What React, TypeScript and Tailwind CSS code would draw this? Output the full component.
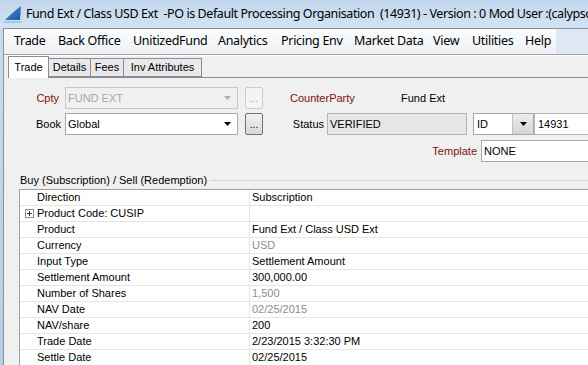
import React from "react";

const ui = { fontFamily: '"Noto Sans", "Open Sans", sans-serif', letterSpacing: "-0.3px" };
const uiTitle = { fontFamily: '"Noto Sans", "Open Sans", sans-serif', letterSpacing: "-0.42px" };
const tah = { fontFamily: '"Liberation Sans", Arial, sans-serif' };

function Arrow({ color = "#000" }: { color?: string }) {
  return (
    <svg width="7" height="4" viewBox="0 0 7 4">
      <path d="M0 0 L7 0 L3.5 4 Z" fill={color} />
    </svg>
  );
}

const menu: [string, string][] = [
  ["Trade", "w-[44px]"],
  ["Back Office", "w-[75px]"],
  ["UnitizedFund", "w-[85px]"],
  ["Analytics", "w-[63px]"],
  ["Pricing Env", "w-[73px]"],
  ["Market Data", "w-[79px]"],
  ["View", "w-[39px]"],
  ["Utilities", "w-[53px]"],
  ["Help", "w-[38px]"],
];

const rows: { k: string; v: string; gray?: boolean; plus?: boolean }[] = [
  { k: "Direction", v: "Subscription" },
  { k: "Product Code: CUSIP", v: "", plus: true },
  { k: "Product", v: "Fund Ext / Class USD Ext" },
  { k: "Currency", v: "USD", gray: true },
  { k: "Input Type", v: "Settlement Amount" },
  { k: "Settlement Amount", v: "300,000.00" },
  { k: "Number of Shares", v: "1,500", gray: true },
  { k: "NAV Date", v: "02/25/2015", gray: true },
  { k: "NAV/share", v: "200" },
  { k: "Trade Date", v: "2/23/2015 3:32:30 PM" },
  { k: "Settle Date", v: "02/25/2015" },
];

export default function App() {
  return (
    <div className="w-[588px] h-[365px] overflow-hidden flex flex-col bg-[#f0f0f0]">
      {/* Title bar */}
      <div className="h-[28px] shrink-0 flex items-center bg-gradient-to-b from-[#c2d6ec] to-[#d3e3f3] overflow-hidden">
        <div className="w-[26px] shrink-0 h-[28px] flex items-center justify-center">
          <svg width="20" height="18" viewBox="0 0 20 18">
            <defs>
              <linearGradient id="sg" x1="0" y1="0" x2="1" y2="1">
                <stop offset="0" stopColor="#5aa0e0" />
                <stop offset="1" stopColor="#1a4f9c" />
              </linearGradient>
            </defs>
            <path d="M2 15 C7 10 12 5 18 1 L17 15 Z" fill="url(#sg)" />
            <path d="M1 16.5 L19 16.5 L19 17.5 L1 17.5 Z" fill="#7fb4e6" />
          </svg>
        </div>
        <div className="text-[12.5px] text-black whitespace-pre leading-none" style={uiTitle}>
          Fund Ext / Class USD Ext  -PO is Default Processing Organisation  (14931) - Version : 0 Mod User :(calypso
        </div>
      </div>
      <div className="flex flex-1 min-h-0">
        {/* left frame */}
        <div className="w-[3px] shrink-0 bg-gradient-to-b from-[#c9dbee] to-[#b6cde6]" />
        <div className="flex-1 flex flex-col border-l border-t border-[#8a9199] min-w-0">
          {/* Menu bar */}
          <div className="h-[25px] shrink-0 flex items-center bg-gradient-to-b from-[#fbfcfd] to-[#eef1f5] text-[12.5px] text-black" style={ui}>
            <div className="w-[3px] shrink-0" />
            {menu.map(([m, w]) => (
              <div key={m} className={`${w} shrink-0 pl-[7px] whitespace-nowrap`}>{m}</div>
            ))}
            <div className="flex-1 h-full bg-[#dde8f4]" />
          </div>
          <div className="h-[2px] shrink-0 bg-[#a0a0a0] border-b border-[#ffffff]" />
          {/* Tabs */}
          <div className="h-[22px] shrink-0 flex items-end text-[11px] pl-[4px]" style={tah}>
            <div className="h-[22px] w-[41px] bg-white border border-b-0 border-[#898c95] flex items-center justify-center">Trade</div>
            <div className="flex-1 flex items-end h-full border-b border-[#898c95]">
              <div className="h-[19px] w-[42px] bg-[#e9e9e9] border border-l-0 border-[#898c95] flex items-center justify-center">Details</div>
              <div className="h-[19px] w-[33px] bg-[#e9e9e9] border border-l-0 border-[#898c95] flex items-center justify-center">Fees</div>
              <div className="h-[19px] w-[78px] bg-[#e9e9e9] border border-l-0 border-[#898c95] flex items-center justify-center">Inv Attributes</div>
            </div>
          </div>
          {/* Form */}
          <div className="flex flex-col pt-[9px] text-[11px] text-black" style={tah}>
            <div className="flex items-center h-[22px]">
              <div className="w-[58px] text-right pr-[3px] text-[#7b1111]">Cpty</div>
              <div className="ml-[3px] w-[173px] h-[22px] border border-[#c8c8c8] bg-[#f0f0f0] flex items-center justify-between pl-[2px] pr-[6px] text-[#a8a8a8]">
                <span>FUND EXT</span>
                <Arrow color="#b0b0b0" />
              </div>
              <div className="ml-[7px] w-[18px] h-[22px] border border-[#cdcdcd] rounded-[2px] bg-[#f4f4f4] flex items-end justify-center pb-[4px] text-[#a0a0a0] text-[10px] leading-none">...</div>
              <div className="ml-[27px] w-[111px] text-[#7b1111]">CounterParty</div>
              <div>Fund Ext</div>
            </div>
            <div className="flex items-center h-[22px] mt-[4px]">
              <div className="w-[58px] text-right pr-[1px]">Book</div>
              <div className="ml-[3px] w-[173px] h-[22px] border border-[#a8a8a8] bg-white flex items-center justify-between pl-[2px] pr-[6px]">
                <span>Global</span>
                <Arrow />
              </div>
              <div className="ml-[7px] w-[18px] h-[22px] border border-[#707070] rounded-[2px] bg-gradient-to-b from-[#f2f2f2] to-[#d8d8d8] flex items-end justify-center pb-[4px] text-[10px] leading-none">...</div>
              <div className="w-[64px] text-right pr-[3px]">Status</div>
              <div className="w-[140px] h-[22px] border border-[#b5b5b5] bg-[#e6e6e6] flex items-center pl-[2px]">VERIFIED</div>
              <div className="ml-[6px] w-[61px] h-[22px] border border-[#a8a8a8] bg-white flex items-center">
                <span className="flex-1 pl-[3px]">ID</span>
                <div className="w-[21px] h-full bg-gradient-to-b from-[#ececec] to-[#d6d6d6] border-l border-[#c0c0c0] flex items-center justify-center"><Arrow /></div>
              </div>
              <div className="flex-1 h-[22px] border border-r-0 border-[#b5b5b5] bg-white flex items-center pl-[3px]">14931</div>
            </div>
            <div className="flex items-center h-[22px] mt-[5px]">
              <div className="w-[477px] text-right pr-[4px] text-[#7b1111]">Template</div>
              <div className="flex-1 h-[22px] border border-r-0 border-[#a8a8a8] bg-white flex items-center pl-[2px]">NONE</div>
            </div>
          </div>
          {/* Group */}
          <div className="mt-[12px] flex items-center h-[13px] text-[11px]" style={tah}>
            <span className="ml-[16px] whitespace-nowrap">Buy (Subscription) / Sell (Redemption)</span>
            <div className="flex-1 ml-[3px] h-px bg-[#d5d5d5]" />
          </div>
          <div className="mt-[2px] ml-[15px] border-l border-t border-[#a0a0a0] bg-white text-[11px]" style={tah}>
            {rows.map((r) => (
              <div key={r.k} className="flex h-[16px] border-b border-[#e6e6e6]">
                <div className="w-[230px] flex items-center border-r border-[#e6e6e6]">
                  <div className="w-[17px] flex items-center justify-center">
                    {r.plus && (
                      <div className="w-[9px] h-[9px] border border-[#8f8f8f] flex items-center justify-center ml-[2px]">
                        <svg width="5" height="5" viewBox="0 0 5 5"><path d="M0 2.5 H5 M2.5 0 V5" stroke="#333" strokeWidth="1" /></svg>
                      </div>
                    )}
                  </div>
                  <span className="whitespace-nowrap">{r.k}</span>
                </div>
                <div className={`flex-1 flex items-center pl-[2px] whitespace-nowrap ${r.gray ? "text-[#8c8c8c]" : "text-black"}`}>{r.v}</div>
              </div>
            ))}
          </div>
        </div>
      </div>
    </div>
  );
}
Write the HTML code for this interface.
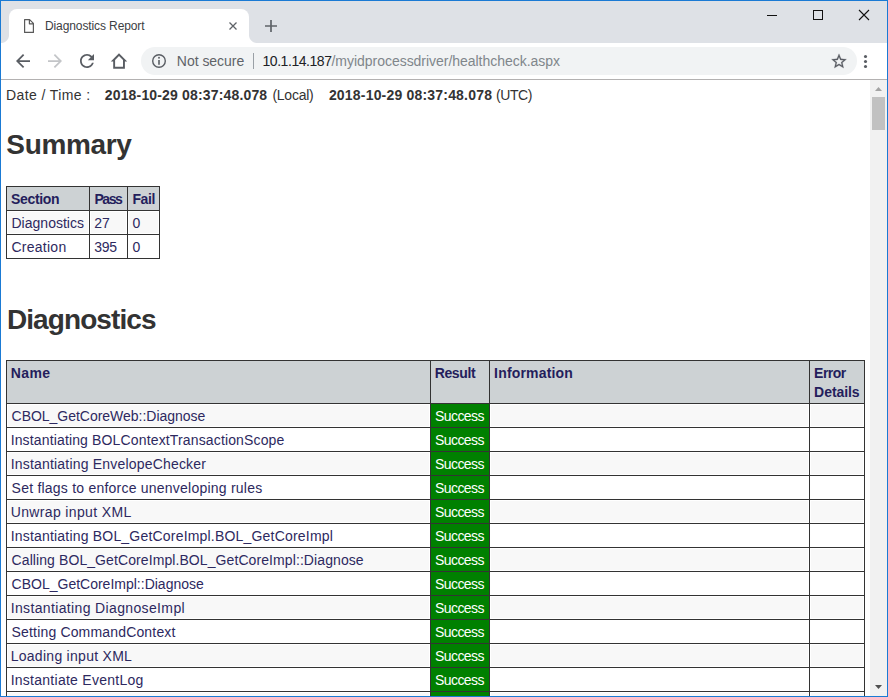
<!DOCTYPE html>
<html>
<head>
<meta charset="utf-8">
<title>Diagnostics Report</title>
<style>
*{box-sizing:border-box;}
html,body{margin:0;padding:0;width:888px;height:697px;overflow:hidden;background:#fff;}
body{font-family:"Liberation Sans",sans-serif;position:relative;}
div,svg,h1{position:absolute;margin:0;}
svg{overflow:visible;}
.tx{white-space:nowrap;line-height:1;}
#strip{left:0;top:0;width:888px;height:43px;background:#dee1e6;}
#tabsh{left:9px;top:9px;width:240px;height:34px;background:#fff;border-radius:8px 8px 0 0;}
.fl{width:8px;height:8px;top:35px;}
#toolbar{left:0;top:43px;width:888px;height:37px;background:#fff;border-bottom:1px solid #b3b1b1;}
#omni{left:141px;top:47px;width:716px;height:28px;border-radius:14px;background:#f1f3f4;}
#sep{left:253px;top:53px;width:1px;height:16px;background:#9aa0a6;}
#page{left:1px;top:80px;width:869px;height:616px;overflow:hidden;background:#fff;}
#sb{left:870px;top:80px;width:17px;height:616px;background:#f1f1f1;}
#thumb{left:872px;top:97px;width:13px;height:33px;background:#c1c1c1;}
#frame{left:0;top:0;width:888px;height:697px;border:1px solid #1a7ad4;pointer-events:none;}
table{position:absolute;border-collapse:collapse;table-layout:fixed;color:#241e5c;font-size:14px;}
td,th{border:1px solid #333;padding:4px 0 0 5px;text-align:left;vertical-align:top;white-space:nowrap;overflow:hidden;line-height:16px;height:24px;font-weight:normal;}
th{background:#cdd2d4;font-weight:bold;font-size:14px;}
tr.a td{background:#f8f8f8;box-shadow:inset 0 0 0 1px #fff;}
td{color:#2d2960;}
td.ok{background:#008000 !important;color:#fff;box-shadow:none !important;}
td span,th span{display:inline-block;}
</style>
</head>
<body>
<div id="strip"></div>
<div id="tabsh"></div>
<div class="fl" style="left:1px;background:radial-gradient(circle at 0 0,rgba(255,255,255,0) 7.5px,#fff 8.5px)"></div>
<div class="fl" style="left:249px;background:radial-gradient(circle at 100% 0,rgba(255,255,255,0) 7.5px,#fff 8.5px)"></div>
<svg style="left:24px;top:19px" width="10" height="14" viewBox="0 0 10 14"><path d="M0.6 0.6h5l3.8 3.8v9h-8.800z M5.400 0.800v4h4" fill="none" stroke="#5a5a5a" stroke-width="1.2" stroke-linejoin="round"/></svg>
<div id="tab" class="tx" style="left:45.00px;top:19.50px;letter-spacing:-0.106px;font-size:12px;color:#3c4043;">Diagnostics Report</div>
<svg style="left:229px;top:22px" width="8" height="8" viewBox="0 0 8 8"><path d="M0.500 0.500l7 7M7.500 0.500l-7 7" stroke="#5f6368" stroke-width="1.300" fill="none"/></svg>
<svg style="left:265px;top:20px" width="12" height="12" viewBox="0 0 12 12"><path d="M6 0v12M0 6h12" stroke="#5f6368" stroke-width="1.700" fill="none"/></svg>
<div style="left:767px;top:15px;width:10px;height:1px;background:#111"></div>
<div style="left:813px;top:10px;width:10px;height:10px;border:1px solid #111"></div>
<svg style="left:859px;top:10px" width="10" height="10" viewBox="0 0 10 10"><path d="M0 0l10 10M10 0l-10 10" stroke="#111" stroke-width="1.100" fill="none"/></svg>
<div id="toolbar"></div>
<svg style="left:0;top:0" width="888" height="80"><path transform="translate(12.5,50.5) scale(0.875)" fill="#595d63" d="M20 11H7.830l5.590-5.590L12 4l-8 8 8 8 1.410-1.410L7.830 13H20v-2z"/><path transform="translate(44.500,50.500) scale(0.875)" fill="#c3c5c8" d="M12 4l-1.410 1.410L16.170 11H4v2h12.170l-5.580 5.590L12 20l8-8z"/><path transform="translate(76.500,50.500) scale(0.875)" fill="#595d63" d="M17.650 6.350C16.200 4.900 14.210 4 12 4c-4.420 0-7.990 3.580-7.990 8s3.570 8 7.990 8c3.730 0 6.840-2.550 7.730-6h-2.080c-.82 2.330-3.040 4-5.650 4-3.310 0-6-2.690-6-6s2.690-6 6-6c1.660 0 3.140.69 4.220 1.780L13 11h7V4l-2.350 2.350z"/><path fill="#595d63" fill-rule="evenodd" d="M119 53.200L127.200 61.500H124.900V68.700H113.200V61.500H110.800z M119 56L123 60V66.800H115.100V60z"/></svg>
<div id="omni"></div>
<svg style="left:152px;top:54px" width="14" height="14" viewBox="0 0 14 14"><circle cx="7" cy="7" r="6.300" stroke="#595d63" stroke-width="1.400" fill="none"/><path d="M7 5.900v4.800" stroke="#595d63" stroke-width="1.600"/><circle cx="7" cy="3.800" r="0.950" fill="#595d63"/></svg>
<div id="ns" class="tx" style="left:176.82px;top:54.00px;letter-spacing:-0.025px;font-size:14px;color:#5f6368;">Not secure</div>
<div id="sep"></div>
<div id="host" class="tx" style="left:262.50px;top:54.00px;letter-spacing:-0.452px;font-size:14px;color:#202124;">10.1.14.187</div>
<div id="path" class="tx" style="left:331.50px;top:54.00px;letter-spacing:-0.031px;font-size:14px;color:#80868b;">/myidprocessdriver/healthcheck.aspx</div>
<svg style="left:0;top:0" width="888" height="80"><path transform="translate(830,52.300) scale(0.75)" fill="#595d63" stroke="#595d63" stroke-width="0.3" d="M22 9.240l-7.190-.62L12 2 9.190 8.630 2 9.240l5.460 4.730L5.820 21 12 17.270 18.180 21l-1.630-7.030L22 9.240zM12 15.400l-3.760 2.270 1-4.280-3.320-2.880 4.380-.38L12 6.100l1.710 4.040 4.380.38-3.320 2.880 1 4.280L12 15.400z"/><circle cx="865.500" cy="56.500" r="1.550" fill="#595d63"/><circle cx="865.500" cy="61.500" r="1.550" fill="#595d63"/><circle cx="865.500" cy="66.500" r="1.550" fill="#595d63"/></svg>
<div id="page">
<div id="dt1" class="tx" style="left:5.00px;top:8.00px;letter-spacing:0.396px;font-size:14px;color:#333;">Date / Time :</div>
<div id="dt2" class="tx" style="left:103.76px;top:8.00px;letter-spacing:0.164px;font-size:14px;color:#333;font-weight:bold;">2018-10-29 08:37:48.078</div>
<div id="dt3" class="tx" style="left:271.40px;top:8.00px;letter-spacing:-0.240px;font-size:14px;color:#333;">(Local)</div>
<div id="dt4" class="tx" style="left:327.90px;top:8.00px;letter-spacing:0.193px;font-size:14px;color:#333;font-weight:bold;">2018-10-29 08:37:48.078</div>
<div id="dt5" class="tx" style="left:495.04px;top:8.00px;letter-spacing:-0.450px;font-size:14px;color:#333;">(UTC)</div>
<h1 id="h1a" class="tx" style="left:5.36px;top:51.00px;letter-spacing:-0.374px;font-size:28px;font-weight:bold;color:#333;">Summary</h1>
<h1 id="h1b" class="tx" style="left:5.90px;top:225.50px;letter-spacing:-0.900px;font-size:28px;font-weight:bold;color:#333;">Diagnostics</h1>
<table style="left:5px;top:106px;width:153px"><colgroup><col style="width:83px"><col style="width:38px"><col style="width:32px"></colgroup>
<tr><th><span id="s_h1" style="letter-spacing:-0.360px;margin-left:-0.90px">Section</span></th><th><span id="s_h2" style="letter-spacing:-1.440px;margin-left:-0.54px">Pass</span></th><th><span id="s_h3" style="letter-spacing:-0.420px;margin-left:-0.54px">Fail</span></th></tr>
<tr class="a"><td><span id="s_11" style="letter-spacing:0.018px;margin-left:-0.54px">Diagnostics</span></td><td><span id="s_12" style="letter-spacing:-0.180px;margin-left:-0.72px">27</span></td><td><span id="s_13" style="letter-spacing:0.000px;margin-left:-0.54px">0</span></td></tr>
<tr><td><span id="s_21" style="letter-spacing:0.256px;margin-left:-0.54px">Creation</span></td><td><span id="s_22" style="letter-spacing:-0.270px;margin-left:-0.72px">395</span></td><td><span id="s_23" style="letter-spacing:0.000px;margin-left:-0.54px">0</span></td></tr>
</table>
<table style="left:5px;top:280px;width:858px"><colgroup><col style="width:424px"><col style="width:59px"><col style="width:320px"><col style="width:55px"></colgroup>
<tr><th style="height:43px;padding-top:4px"><span id="m_h1" style="letter-spacing:0.450px;margin-left:-1.35px">Name</span></th><th style="padding-top:4px"><span id="m_h2" style="letter-spacing:-0.360px;margin-left:-1.35px">Result</span></th><th style="padding-top:4px"><span id="m_h3" style="letter-spacing:0.180px;margin-left:-0.90px">Information</span></th><th style="padding-top:3px;line-height:18.5px"><span id="m_h4a" style="letter-spacing:-0.531px;margin-left:-0.90px">Error</span><br><span id="m_h4b" style="letter-spacing:-0.060px;margin-left:-0.90px">Details</span></th></tr>
<tr class="a"><td><span id="r0" style="letter-spacing:-0.023px;margin-left:-0.43px">CBOL_GetCoreWeb::Diagnose</span></td><td class="ok"><span id="k0" style="letter-spacing:-0.600px;margin-left:-0.90px">Success</span></td><td></td><td></td></tr>
<tr><td><span id="r1" style="letter-spacing:0.146px;margin-left:-1.35px">Instantiating BOLContextTransactionScope</span></td><td class="ok"><span id="k1" style="letter-spacing:-0.600px;margin-left:-0.90px">Success</span></td><td></td><td></td></tr>
<tr class="a"><td><span id="r2" style="letter-spacing:0.193px;margin-left:-1.35px">Instantiating EnvelopeChecker</span></td><td class="ok"><span id="k2" style="letter-spacing:-0.600px;margin-left:-0.90px">Success</span></td><td></td><td></td></tr>
<tr><td><span id="r3" style="letter-spacing:0.225px;margin-left:-0.43px">Set flags to enforce unenveloping rules</span></td><td class="ok"><span id="k3" style="letter-spacing:-0.600px;margin-left:-0.90px">Success</span></td><td></td><td></td></tr>
<tr class="a"><td><span id="r4" style="letter-spacing:0.360px;margin-left:-1.35px">Unwrap input XML</span></td><td class="ok"><span id="k4" style="letter-spacing:-0.600px;margin-left:-0.90px">Success</span></td><td></td><td></td></tr>
<tr><td><span id="r5" style="letter-spacing:0.195px;margin-left:-1.35px">Instantiating BOL_GetCoreImpl.BOL_GetCoreImpl</span></td><td class="ok"><span id="k5" style="letter-spacing:-0.600px;margin-left:-0.90px">Success</span></td><td></td><td></td></tr>
<tr class="a"><td><span id="r6" style="letter-spacing:0.088px;margin-left:-0.43px">Calling BOL_GetCoreImpl.BOL_GetCoreImpl::Diagnose</span></td><td class="ok"><span id="k6" style="letter-spacing:-0.600px;margin-left:-0.90px">Success</span></td><td></td><td></td></tr>
<tr><td><span id="r7" style="letter-spacing:-0.000px;margin-left:-0.43px">CBOL_GetCoreImpl::Diagnose</span></td><td class="ok"><span id="k7" style="letter-spacing:-0.600px;margin-left:-0.90px">Success</span></td><td></td><td></td></tr>
<tr class="a"><td><span id="r8" style="letter-spacing:0.360px;margin-left:-1.35px">Instantiating DiagnoseImpl</span></td><td class="ok"><span id="k8" style="letter-spacing:-0.600px;margin-left:-0.90px">Success</span></td><td></td><td></td></tr>
<tr><td><span id="r9" style="letter-spacing:0.167px;margin-left:-0.43px">Setting CommandContext</span></td><td class="ok"><span id="k9" style="letter-spacing:-0.600px;margin-left:-0.90px">Success</span></td><td></td><td></td></tr>
<tr class="a"><td><span id="r10" style="letter-spacing:0.281px;margin-left:-1.35px">Loading input XML</span></td><td class="ok"><span id="k10" style="letter-spacing:-0.600px;margin-left:-0.90px">Success</span></td><td></td><td></td></tr>
<tr><td><span id="r11" style="letter-spacing:0.261px;margin-left:-1.35px">Instantiate EventLog</span></td><td class="ok"><span id="k11" style="letter-spacing:-0.600px;margin-left:-0.90px">Success</span></td><td></td><td></td></tr>
<tr class="a"><td>&nbsp;</td><td class="ok">&nbsp;</td><td></td><td></td></tr>
</table>
</div>
<div id="sb"></div><div id="thumb"></div>
<svg style="left:0;top:0" width="888" height="697"><path d="M875 91L878.500 87 882 91z" fill="#a3a3a3"/><path d="M875 685L878.500 689 882 685z" fill="#505050"/></svg>
<div id="frame"></div>
</body>
</html>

---

**Problem description**. Please quote exactly the run of lines that starts the entries and ends at the line containing "import React from", leaving out every picture.

**Task result**.
What React, TypeScript and Tailwind CSS code would draw this? Output the full component.
import React from "react";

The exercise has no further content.